For most bars, it simply isn’t practical to allocate precious floorspace to be used as a lab, still, or bottling facility but that doesn’t mean distillation is out of the question.

Contract distillers and bottlers such as Charles Maxwell’s Thames Distillers can be a solution for bars which simply need to provide a recipe and wait for delivery.

It’s the way that perhaps proprietary spirits’ greatest success story was born. Portobello Road Gin No.171 was created by Ged Feltham, Paul Lane and Jake Burger in a 30-litre copper pot still above the Portobello Star in 2011, but until 2016 its production was handled a few miles south in Clapham at Thames Distillers.

For the more experimental there are options too. In 2017, Stu Bale founded Crucible, a lab in north London that made expensive equipment like centrifuges and rotovaps more accessible to bar teams.

“Crucible meant that the barrier to entry for distillation has been diminished,” says Tanner. “At some of our other sites in the past when we wanted to make our own distillates, we would just pay Crucible for the space.
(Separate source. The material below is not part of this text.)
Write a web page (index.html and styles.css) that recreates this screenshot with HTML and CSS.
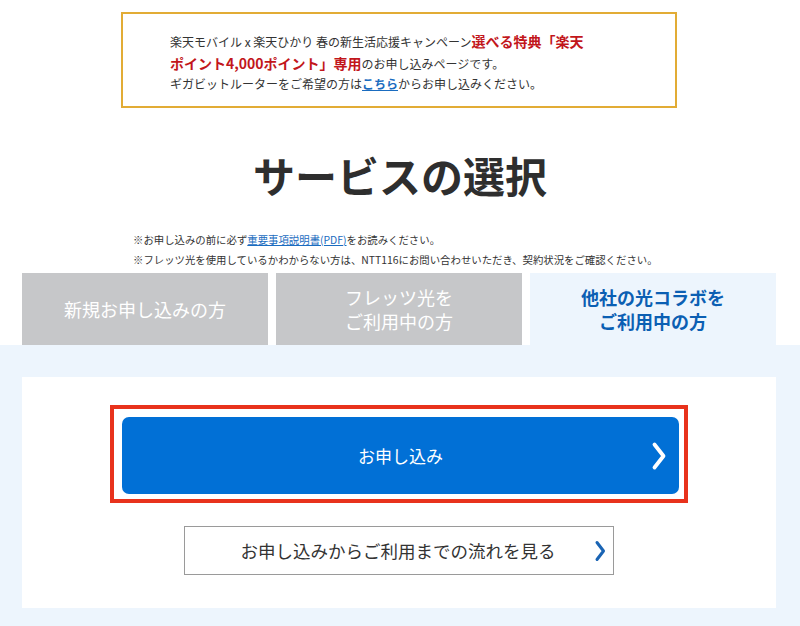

It democratised it all and I think we’ll see more bars making their own stuff and I really hope we do as well.”

Small batches from Thames Distillers or creations from Crucible aren’t going to put traditional brands out of business, and Callooh Callay’s thousand bottles a year won’t do much to Beefeater’s bottom line, but the approach has opened the door to a different mentality, one that’s less plug and play and more bespoke.

“I don’t want to diminish the value of brands,” says Tanner. “I want to find a way to collaborate and to work with brands to harness a bar team’s creativity and make great products. That's a really good thing, and I hope we see a lot more of it.”